What are the causes of vaginismus?
The causes of vaginismus are likely to be varied, many relationships have been observed over the years. Below are some of the most well established.
Causes of vaginismus – Pain and threat Vaginismus
Vaginismus is heavily associated with vaginal pain from penetration or attempted penetration however it appears that the fear of pain is the more significant cause (Ward & Ogden 1994). There is evidence that fear of pain is higher in vaginismus sufferers than in women with Dyspareunia, a condition defined by the presence of vaginal pain (Borg et al 2012). There are many possible causes of the fear of pain in sufferers, prominent amongst these are past experience of vaginal pain and the fear induced by expectations of pain associated with the fear of rupturing the Hymen. Fear or threat causes muscles to tense, a phenomenon referred to as ‘body shielding’, an evolutionary response designed to tighten muscles against a potential blow or impact. Generally, in a fear situation the whole body is tensed, which includes the vaginal muscles. What is particularly interesting is that women with vaginismus appear to have heightened pelvic muscle tensing (van der Velde, & Everaerd, 2001).
Causes of vaginismus – Disgust
It would seem natural that women with a greater dislike of the idea of sex and sex related matters are more likely to be uncomfortable about having sex and thus initiate the ‘body shielding’ response. Studies have shown a generally elevated propensity towards disgust and feelings of contamination in response to sexual stimuli in women with vaginismus (Borg et al 2010, De Jong, et al.2009) with a causal relationship being identified with lifelong sufferers (Reissing 2012), and a reduced readiness to enter into certain sex related behaviours when compared to controls (Borg et al 2011).

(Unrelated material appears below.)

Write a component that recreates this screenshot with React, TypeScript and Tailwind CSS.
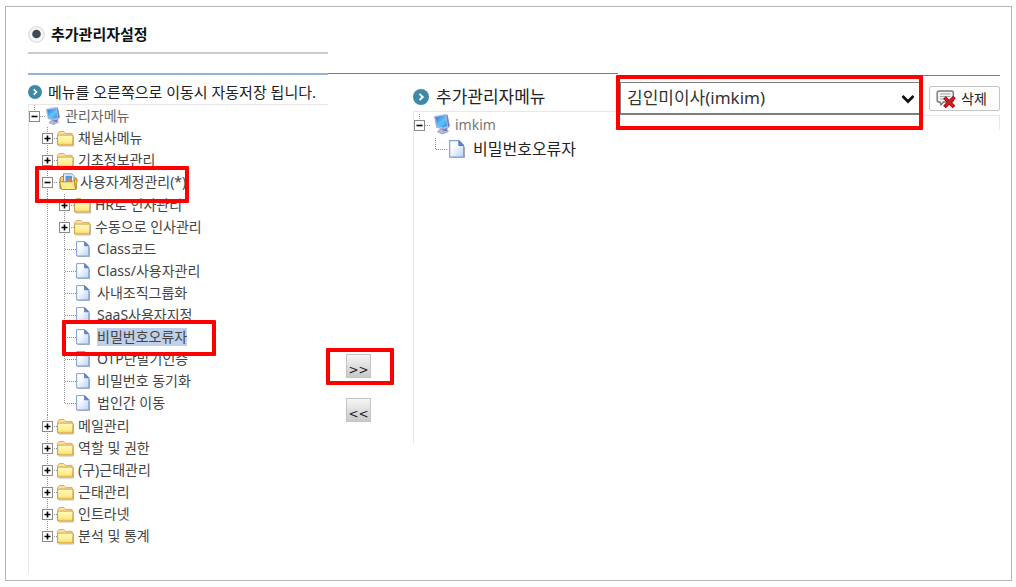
import { useState, type ReactNode } from 'react';

function RadioBullet() {
  return (
    <svg width="17" height="17" viewBox="0 0 17 17" className="shrink-0" aria-hidden="true">
      <circle cx="8.5" cy="8.5" r="7.8" fill="#f6f6f6" stroke="#d4d4d4" />
      <circle cx="8.5" cy="8" r="4.3" fill="#3f4a58" />
    </svg>
  );
}

function ArrowBullet({ size }: { size: number }) {
  return (
    <svg width={size} height={size} viewBox="0 0 14 14" className="shrink-0" aria-hidden="true">
      <circle cx="7" cy="7" r="7" fill="#3d8aa8" />
      <path d="M5.7 4.3 8.5 7 5.7 9.7" fill="none" stroke="#fff" strokeWidth="1.7" />
    </svg>
  );
}

function MonitorIcon({ size }: { size: number }) {
  return (
    <svg width={size} height={(size * 18) / 14} viewBox="0 0 14 18" className="shrink-0" aria-hidden="true">
      <defs>
        <linearGradient id="screen" x1="0" y1="0" x2="1" y2="1">
          <stop offset="0" stopColor="#2673dc" />
          <stop offset="0.55" stopColor="#62c4fc" />
          <stop offset="1" stopColor="#2f8cec" />
        </linearGradient>
      </defs>
      <path d="M3 15.600 6.500 12.500 11.500 13.500 12.500 15.300 7.500 17.500z" fill="#b9bbdc" stroke="#8286b4" strokeWidth="0.600" />
      <path d="M6.500 11.500 12 10.500 11 15 7.500 14.500z" fill="#7075ae" />
      <path d="M.4 2.200 10.400.4 11.700.9 13.600 10.300 12.300 12.300 8.500 13.300 2.200 11.800z" fill="#b8bfe2" stroke="#8c94c4" strokeWidth="0.500" />
      <path d="M1.200 2.900 10 1.400 11.600 10.500 8.200 11.800 2.800 10.900z" fill="url(#screen)" />
      <path d="M10.700.9 11.700 1 13.500 10.300 12.400 11.600z" fill="#777eb8" />
    </svg>
  );
}

function FolderIcon() {
  return (
    <svg width="17" height="17" viewBox="0 0 17 17" className="shrink-0" aria-hidden="true">
      <defs>
        <linearGradient id="folder" x1="0" y1="0" x2="0" y2="1">
          <stop offset="0" stopColor="#fffbc0" />
          <stop offset="0.7" stopColor="#ffec8c" />
          <stop offset="1" stopColor="#f8cf58" />
        </linearGradient>
      </defs>
      <path d="M1.5 16h15V6" fill="none" stroke="#b5b5b5" strokeWidth="0.9" />
      <path d="M.6 14.5V3.4L2.2 1.5h4.6l1.7 1.900h6.600v2.500" fill="#f8dfa0" stroke="#d3a95a" strokeWidth="0.900" />
      <path d="M.6 15V6l.8-.900h14.700L15.600 15z" fill="url(#folder)" stroke="#cc9a3c" strokeWidth="0.900" />
    </svg>
  );
}

function OpenFolderIcon() {
  return (
    <svg width="19" height="18" viewBox="0 0 19 18" className="shrink-0" aria-hidden="true">
      <path d="M1 15.500V5l1.500-1.500h3l2 1.500h9.800v10.500z" fill="#f3cf72" stroke="#b9822a" />
      <path d="M4.500.8h8.500l2 2V12H4.500z" fill="#eef4fd" stroke="#7795c4" />
      <path d="M6.500 2.800h6.500v6.400H6.500z" fill="#4c9be0" />
      <path d="M8.500 5.200h3.300v4H8.500z" fill="#e9785a" />
      <path d="M.6 8.800h12.600l2-1.800 1.500 9.500H2.600z" fill="#ffec8c" stroke="#c08c30" />
      <path d="M16.700 16.500 18.300 6.800l-2.900.3z" fill="#f5cd55" stroke="#b9822a" strokeWidth="0.700" />
    </svg>
  );
}

function FileIcon({ size }: { size: number }) {
  return (
    <svg width={size} height={(size * 16) / 14} viewBox="0 0 14 16" className="shrink-0" aria-hidden="true">
      <defs>
        <linearGradient id="sheet" x1="0" y1="0" x2="1" y2="1">
          <stop offset="0.3" stopColor="#fff" />
          <stop offset="1" stopColor="#b9d2f6" />
        </linearGradient>
      </defs>
      <path d="M1.5 15.6h12V6" fill="none" stroke="#999" strokeWidth="0.8" />
      <path d="M.6.6h8.2L12.8 4.6V15H.6z" fill="url(#sheet)" stroke="#7f9fd6" strokeWidth="1" />
      <path d="M8.6.8v4h4z" fill="#5f8ed2" stroke="#4573bb" strokeWidth="0.8" />
    </svg>
  );
}

function DeleteIcon() {
  return (
    <svg width="20" height="20" viewBox="0 0 20 20" className="shrink-0" aria-hidden="true">
      <path
        d="M3 2h12.500q1.800 0 1.800 1.800v7.400q0 1.800-1.800 1.800H7.500l-2.500 2.800-1-2.800H3q-1.800 0-1.800-1.800V3.800Q1.200 2 3 2z"
        fill="#f4f4f4"
        stroke="#7d7d7d"
        strokeWidth="1.500"
      />
      <path d="M4 5h10.500M4 7.500h10.500M4 10h5" stroke="#a5a5a5" strokeWidth="1" />
      <path d="m8.500 8.500 9.500 9.500M18.500 8 8.500 18" stroke="#7c0d10" strokeWidth="3.800" />
      <path d="m9 9 8.500 8.500M18 8.500 9 17.500" stroke="#e0141a" strokeWidth="2.600" />
    </svg>
  );
}

type BranchKind = 'plus' | 'minus' | 'leaf';

function Branch({ kind, last = false }: { kind: BranchKind; last?: boolean }) {
  const width = kind === 'leaf' ? 17 : 15;
  return (
    <svg width={width} height="22" viewBox={`0 0 ${width} 22`} className="shrink-0" aria-hidden="true">
      <path d={last ? 'M5.500 0V12' : 'M5.500 0V22'} stroke="#8f8f8f" strokeDasharray="1 1" />
      <path d={`M6 11.500H${width}`} stroke="#8f8f8f" strokeDasharray="1 1" />
      {kind !== 'leaf' && (
        <>
          <rect x="0.500" y="6.500" width="10" height="10" fill="#fff" stroke="#8a8a8a" />
          <path d={kind === 'plus' ? 'M2.500 11.500h6M5.500 8.500v6' : 'M2.500 11.500h6'} stroke="#000" strokeWidth="1.600" />
        </>
      )}
    </svg>
  );
}

function RootBranch() {
  return (
    <svg width="17" height="22" viewBox="0 0 17 22" className="shrink-0" aria-hidden="true">
      <path d="M5.500 0V6M11 11.500H17" stroke="#8f8f8f" strokeDasharray="1 1" />
      <rect x="0.500" y="6.500" width="10" height="10" fill="#fff" stroke="#8a8a8a" />
      <path d="M2.500 11.500h6" stroke="#000" strokeWidth="1.600" />
    </svg>
  );
}

function Highlight({ className }: { className: string }) {
  return <span className={`pointer-events-none absolute z-10 rounded-[1px] border-4 border-[#fe0000] ${className}`} />;
}

const accountItems: { label: string; folder?: boolean }[] = [
  { label: 'HR로 인사관리', folder: true },
  { label: '수동으로 인사관리', folder: true },
  { label: 'Class코드' },
  { label: 'Class/사용자관리' },
  { label: '사내조직그룹화' },
  { label: 'SaaS사용자지정' },
  { label: '비밀번호오류자' },
  { label: 'OTP단말기인증' },
  { label: '비밀번호 동기화' },
  { label: '법인간 이동' },
];

const trailingFolders = ['메일관리', '역할 및 권한', '(구)근태관리', '근태관리', '인트라넷', '분석 및 통계'];

function FolderRow({ label, last }: { label: string; last?: boolean }) {
  return (
    <li className="flex h-[22px] items-center">
      <Branch kind="plus" last={last} />
      <FolderIcon />
      <span className="ml-1">{label}</span>
    </li>
  );
}

function MoveButton({ label, children }: { label: string; children: ReactNode }) {
  return (
    <button
      type="button"
      aria-label={label}
      className="flex h-6 w-[25px] items-end justify-center border border-[#c4c4c4] bg-linear-to-b from-[#f6f6f6] to-[#c9c9c9] font-['DejaVu_Sans',sans-serif] text-xs leading-[14px] text-[#222]"
    >
      {children}
    </button>
  );
}

function MenuTree() {
  const [selected, setSelected] = useState('비밀번호오류자');
  return (
    <div className="border-t border-l border-[#e8e8e8] pb-[26px] text-sm leading-[18px] whitespace-nowrap text-[#444]">
      <div className="flex h-[22px] items-center text-[#666]">
        <RootBranch />
        <MonitorIcon size={14} />
        <span className="ml-[5px]">관리자메뉴</span>
      </div>
      <ul className="pl-[13px]">
        <FolderRow label="채널사메뉴" />
        <FolderRow label="기초정보관리" />
        <li>
          <div className="relative flex h-[22px] items-center">
            <Branch kind="minus" />
            <span className="pl-0.5">
              <OpenFolderIcon />
            </span>
            <span className="ml-0.5">사용자계정관리(*)</span>
            <Highlight className="-top-[5px] -left-[7px] h-[37px] w-[154px]" />
          </div>
          <ul className="ml-[5px] border-l border-dotted border-[#8f8f8f] py-px pl-[11px]">
            {accountItems.map((item, i) =>
              item.folder ? (
                <FolderRow key={item.label} label={item.label} />
              ) : (
                <li key={item.label} className="relative flex h-[22px] items-center">
                  <Branch kind="leaf" last={i === accountItems.length - 1} />
                  <FileIcon size={14} />
                  <button
                    type="button"
                    onClick={() => setSelected(item.label)}
                    className={selected === item.label ? 'ml-[7px] bg-[#bfd0ea]' : 'ml-[7px]'}
                  >
                    {item.label}
                  </button>
                  {item.label === '비밀번호오류자' && (
                    <Highlight className="-top-[6px] left-[3px] h-9 w-[154px]" />
                  )}
                </li>
              ),
            )}
          </ul>
        </li>
        {trailingFolders.map((label, i) => (
          <FolderRow key={label} label={label} last={i === trailingFolders.length - 1} />
        ))}
      </ul>
    </div>
  );
}

export default function App() {
  return (
    <div className="bg-white pt-1.5 pr-1 pb-1.5 pl-[5px] font-['Noto_Sans','Noto_Sans_CJK_KR',sans-serif] text-[#222]">
      <main className="border border-[#b4b4b4] pr-[11px] pb-[7px] pl-[22px]">
        <header className="w-[300px]">
          <h1 className="flex h-[45px] items-center gap-1.5 pt-[9px] text-[15px] leading-5 font-bold text-[#111]">
            <RadioBullet />
            추가관리자설정
          </h1>
          <div className="h-0.5 bg-[#cbcbcb]" />
        </header>

        <div className="mt-[19px] flex items-start">
          <section className="w-[300px] shrink-0 border-t-2 border-[#94b3d3]">
            <h2 className="flex h-[29px] items-center gap-1.5 pt-1 text-[15px] leading-5 whitespace-nowrap">
              <ArrowBullet size={14} />
              메뉴를 오른쪽으로 이동시 자동저장 됩니다.
            </h2>
            <MenuTree />
          </section>

          <div className="flex w-[85px] shrink-0 flex-col items-start gap-5 border-t border-[#4f86c0] pt-[280px] pl-[18px]">
            <div className="relative">
              <MoveButton label="오른쪽으로 이동">&gt;&gt;</MoveButton>
              <Highlight className="-top-1.5 -left-5 h-[37px] w-[68px]" />
            </div>
            <MoveButton label="왼쪽으로 이동">&lt;&lt;</MoveButton>
          </div>

          <section className="w-[205px] shrink-0 border-t border-[#4f86c0]">
            <h2 className="flex h-[37px] items-center gap-[7px] pt-[9px] text-[17px] leading-6 whitespace-nowrap">
              <ArrowBullet size={16} />
              추가관리자메뉴
            </h2>
            <div className="min-h-[333px] border-t border-l border-[#e8e8e8] leading-[22px] whitespace-nowrap">
              <div className="flex h-[25px] items-center text-sm text-[#777]">
                <RootBranch />
                <span className="pl-[3px]">
                  <MonitorIcon size={16} />
                </span>
                <span className="ml-[5px]">imkim</span>
              </div>
              <ul className="pl-4 text-base">
                <li className="flex h-6 items-center">
                  <Branch kind="leaf" last />
                  <span className="pl-0.5">
                    <FileIcon size={16} />
                  </span>
                  <span className="ml-2">비밀번호오류자</span>
                </li>
              </ul>
            </div>
          </section>

          <section className="mt-0.5 min-w-0 flex-1 border-t border-[#4f86c0] pt-1.5">
            <div className="flex items-center gap-2.5 pl-0.5">
              <div className="relative min-w-0 flex-1">
                <select
                  aria-label="추가관리자"
                  className="block h-[33px] w-full appearance-none border-t border-b-2 border-l border-[#7d7d7d] bg-white pr-8 pl-1.5 text-[17px] text-[#333]"
                >
                  <option>김인미이사(imkim)</option>
                </select>
                <svg
                  width="14"
                  height="10"
                  viewBox="0 0 14 10"
                  className="pointer-events-none absolute top-3 right-1"
                  aria-hidden="true"
                >
                  <path d="M1.500 2 7 7.500 12.500 2" fill="none" stroke="#111" strokeWidth="2.800" />
                </svg>
                <Highlight className="-top-[7px] -right-1 -bottom-[15px] -left-1" />
              </div>
              <button
                type="button"
                className="flex h-[25px] w-[71px] shrink-0 items-center gap-[5px] rounded-[2px] border border-[#c6c6c6] bg-[#fdfdfd] pl-1.5 text-sm leading-5"
              >
                <DeleteIcon />
                삭제
              </button>
            </div>
            <div className="ml-auto h-[15px] w-[77px] border-t border-r border-[#e8e8e8]" />
          </section>
        </div>
      </main>
    </div>
  );
}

Causes of vaginismus – Sexual Abuse
It would make sense that having experienced sexual abuse is likely to a woman off sex, even in a consensual relationship, and this does indeed appear to be the case for some women. A statistically significant correlation has been demonstrated between early life sexual abuse and development. One study found that women with vaginismus were twice as likely to have a history of sexual abuse than a sample of demographically similar women (Reissing, 2003). However, one postal study of 89 sufferers ranked it as the least important cause (Ward & Ogden 1994) identified by sufferer’s. Crowley et al (2009) highlight that aversive sexual experience, a broader category than abuse, and one which may take in unexpectedly rough consensual sex, painful sexual experience due to the rupturing of the Hymen, may be important in development, but evidence is only anecdotal.

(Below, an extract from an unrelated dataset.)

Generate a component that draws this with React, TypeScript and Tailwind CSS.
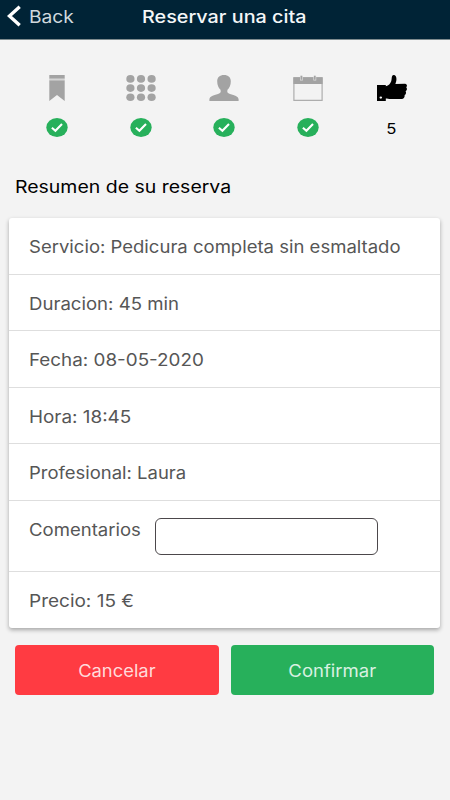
import React from 'react';

const details = [
  { text: 'Servicio: Pedicura completa sin esmaltado', stretch: 'scale-x-[1.089]' },
  { text: 'Duracion: 45 min', stretch: 'scale-x-[1.093]' },
  { text: 'Fecha: 08-05-2020', stretch: 'scale-x-[1.108]' },
  { text: 'Hora: 18:45', stretch: 'scale-x-[1.11]' },
  { text: 'Profesional: Laura', stretch: 'scale-x-[1.086]' },
];

function Check() {
  return (
    <svg className="h-[19px] w-[22px]" viewBox="0 0 22 19">
      <ellipse cx="11" cy="9.5" rx="10.7" ry="9.4" fill="#27b05b" />
      <path d="M5.9 9.7 L9.4 12.7 L16 6" fill="none" stroke="#fff" strokeWidth="2.1" />
    </svg>
  );
}

function Bookmark() {
  return (
    <svg className="h-[26px] w-[30px]" viewBox="0 0 30 26" fill="#a3a3a3">
      <path d="M7.3 0H22.7V3.8H7.3ZM7.3 5.2H22.7V26L15 20L7.3 26Z" />
      <path d="M7.3 3.8H22.7V5.2H7.3Z" fill="#d4d4d4" />
    </svg>
  );
}

function Dots() {
  return (
    <svg className="h-[26px] w-[30px]" viewBox="0 0 30 26" fill="#a3a3a3">
      {[3.9, 13.1, 22.2].map((y) =>
        [4.4, 15, 25.6].map((x) => <ellipse key={`${x}-${y}`} cx={x} cy={y} rx="4.1" ry="3.8" />),
      )}
    </svg>
  );
}

function Person() {
  return (
    <svg className="h-[26px] w-[30px]" viewBox="0 0 30 26" fill="#a3a3a3">
      <path d="M15 0C19.3 0 21.8 2.4 21.8 6.2C21.8 10 20.5 12.8 18.5 14.8C17.8 17.3 18.5 18.2 21 19C25.8 20.4 29.2 21.3 29.6 24.2V26H.4V24.2C.8 21.3 4.2 20.4 9 19C11.5 18.2 12.2 17.3 11.5 14.8C9.5 12.8 8.2 10 8.2 6.2C8.2 2.4 10.7 0 15 0Z" />
    </svg>
  );
}

function Calendar() {
  return (
    <svg className="h-[26px] w-[30px]" viewBox="0 0 30 26">
      <path d="M.9 2.8H29.1V25.4H.9Z" fill="none" stroke="#adadad" strokeWidth="1.2" />
      <path d="M.4 2.3H29.6V9H.4Z" fill="#a3a3a3" />
      <path d="M8.4 .8V5.5M21.8 .8V5.5" stroke="#dedede" strokeWidth="2.8" />
      <path d="M8.4 .8V4.8M21.8 .8V4.8" stroke="#a3a3a3" strokeWidth="1.6" />
    </svg>
  );
}

function Thumb() {
  return (
    <svg className="h-[26px] w-[30px]" viewBox="0 0 30 26">
      <path d="M0 10H8.8V11.2C11.8 10.7 13.2 8.6 14.2 6.2C15.1 4 14.2 .2 16.6 0C19.4 0 19.8 3.2 19.2 6.2L18.4 9L28 8.7C30.3 9 30.4 11.4 29.2 12.2C30.4 13.4 30 15.6 28.6 16.2C29.5 17.8 28.8 19.5 27.6 20C28 22.3 26.7 23.8 24.8 24H14C11.5 24 10.3 23.6 8.8 23.5V26H0Z" fill="#000" />
      <ellipse cx="3.8" cy="22.6" rx="1.3" ry="1.1" fill="#f3f3f3" />
    </svg>
  );
}

export default function App() {
  return (
    <div className="h-[800px] w-[450px] overflow-hidden bg-[#f3f3f3] font-['Inter',sans-serif] text-[17px] text-[#565656]">
      <header className="grid h-[40px] grid-cols-[142px_166px_142px] border-b border-[#7e8b8e] bg-[#002336] text-[#f4f7f8]">
        <div className="flex h-8 items-center pl-[7px]">
          <svg className="h-[22px] w-[14px]" viewBox="0 0 14 22">
            <path d="M12.7 1.7L2.4 11L12.7 20.3" fill="none" stroke="#fff" strokeWidth="3.4" />
          </svg>
          <span className="ml-[8px] mt-[3px] origin-left scale-x-[1.13] whitespace-nowrap text-[#d0d9de]">Back</span>
        </div>
        <h1 className="flex h-8 items-center whitespace-nowrap font-medium">
          <span className="mt-[3px] origin-left scale-x-[1.163]">Reservar una cita</span>
        </h1>
      </header>

      <nav className="grid grid-cols-5 pl-[15px] pr-[16.25px] pt-[35px]">
        {[Bookmark, Dots, Person, Calendar, Thumb].map((Icon, i) => (
          <div key={i} className="flex flex-col items-center">
            <Icon />
            <div className="mt-[17px] flex h-[19px] items-center justify-center">
              {i < 4 ? <Check /> : <span className="mt-[2px] scale-x-[1.15] text-[14.5px] text-black">5</span>}
            </div>
          </div>
        ))}
      </nav>

      <h2 className="mt-[38px] flex h-6 items-center pl-[15px] pt-[2px] text-black">
        <span className="origin-left scale-x-[1.145] whitespace-nowrap">Resumen de su reserva</span>
      </h2>

      <section className="mr-[10px] ml-[9px] mt-[19px] rounded-[3px] bg-white shadow-[0_2px_4px_rgba(0,0,0,0.32)]">
        {details.map((d) => (
          <div key={d.text} className="flex h-[56.5px] items-center border-b border-[#dedede] pl-[19.5px] pt-[4px]">
            <span className={`origin-left whitespace-nowrap ${d.stretch}`}>{d.text}</span>
          </div>
        ))}
        <div className="flex h-[71.25px] items-start border-b border-[#dedede] pl-[19.5px] pt-[17px]">
          <div className="w-[126.5px]">
            <span className="inline-block origin-left scale-x-[1.09]">Comentarios</span>
          </div>
          <input aria-label="Comentarios" className="h-[37px] w-[222.5px] rounded-[6px] border-[1.5px] border-[#4c484b] bg-white px-2 outline-none" />
        </div>
        <div className="flex h-[56.25px] items-center pl-[19.5px] pt-[4px]">
          <span className="origin-left scale-x-[1.117]">Precio: 15 €</span>
        </div>
      </section>

      <div className="mt-[16.5px] flex gap-3 px-[15px]">
        <button className="h-[50px] w-[204px] rounded-[4px] bg-[#ff3b42] pt-[4px] text-[#ffdadb]">
          <span className="inline-block scale-x-[1.08]">Cancelar</span>
        </button>
        <button className="h-[50px] w-[203px] rounded-[4px] bg-[#27b05b] pt-[4px] text-[#d8f1e1]">
          <span className="inline-block scale-x-[1.09]">Confirmar</span>
        </button>
      </div>
    </div>
  );
}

Causes of vaginismus – Self-esteem and self-perception
The relationship between self-esteem / self-perception and general psychological wellbeing is a tricky one and vaginismus researchers have some interesting correlations. One study identified that woman with vaginismus had lower levels of positive sexual memories and beliefs (Reissing et al 2003). Another study found that women with primary vaginismus had low levels of self-esteem in general (Kennedy et al 1995), however the same study found no improvement in self-esteem for the female partner following sex-therapy, suggesting that possibly the low self-esteem came first. Personality research has shown that sufferers have higher levels of anxiety and neuroticism, and lower extroversion on the ‘big 5 personality traits’ when compared to controls (Watts & Nettle 2010).
Causes of vaginismus – Partners
It has been observed in case studies that women with vaginismus have a tendency to be with men who are ‘submissive, sympathetic and gentle’. This has been argued to be a possible ‘collusive psychopathology’ (Cooper 1969). To put it another way women with vaginismus or vaginismus prone personalities seek out men they know will be understanding. Silverstein’s review of 22 case studies (1989) found that most sufferers had domineering and threatening fathers, and argues that they go on to choose partners who represent the opposite of this. One Turkish study which attempted to address this issue (Dogan & Dogan 2007) looked at 32 male partners of women with vaginismus and found that 65.6% met DSM-IV-TR criteria for one or more male sexual dysfunctions, which is more than double that which some large scale studies of a general western populations have found (Laumann,& Rosen, 1999). The trend in these results has been repeated in a second larger scale (580ss) Turkish study, by different authors, which found a 61.03% rate of sexual dysfunction amongst male partners (Eserdag et al 2012). It would appear that women who seek gentlemen also find men who seek sexually unthreatening women and as such there is less impetuous within the relationship from either side to change the situation
Causes of Vaginismus – Other factors
· Strong moral environments are often cited as a potential cause (Masters & Johnson 1980, Pacik 2011, Silverstein 1989), but there is as yet little quality research evidence to confirm this supposition (Crowley et al 2009).
· lack of sexual education, formal or otherwise, may be another factor. With higher levels of vaginismus being noted in cultures with restrictions on girls and young women discussing sex and a high value on a brides virginity (Crowley 2009).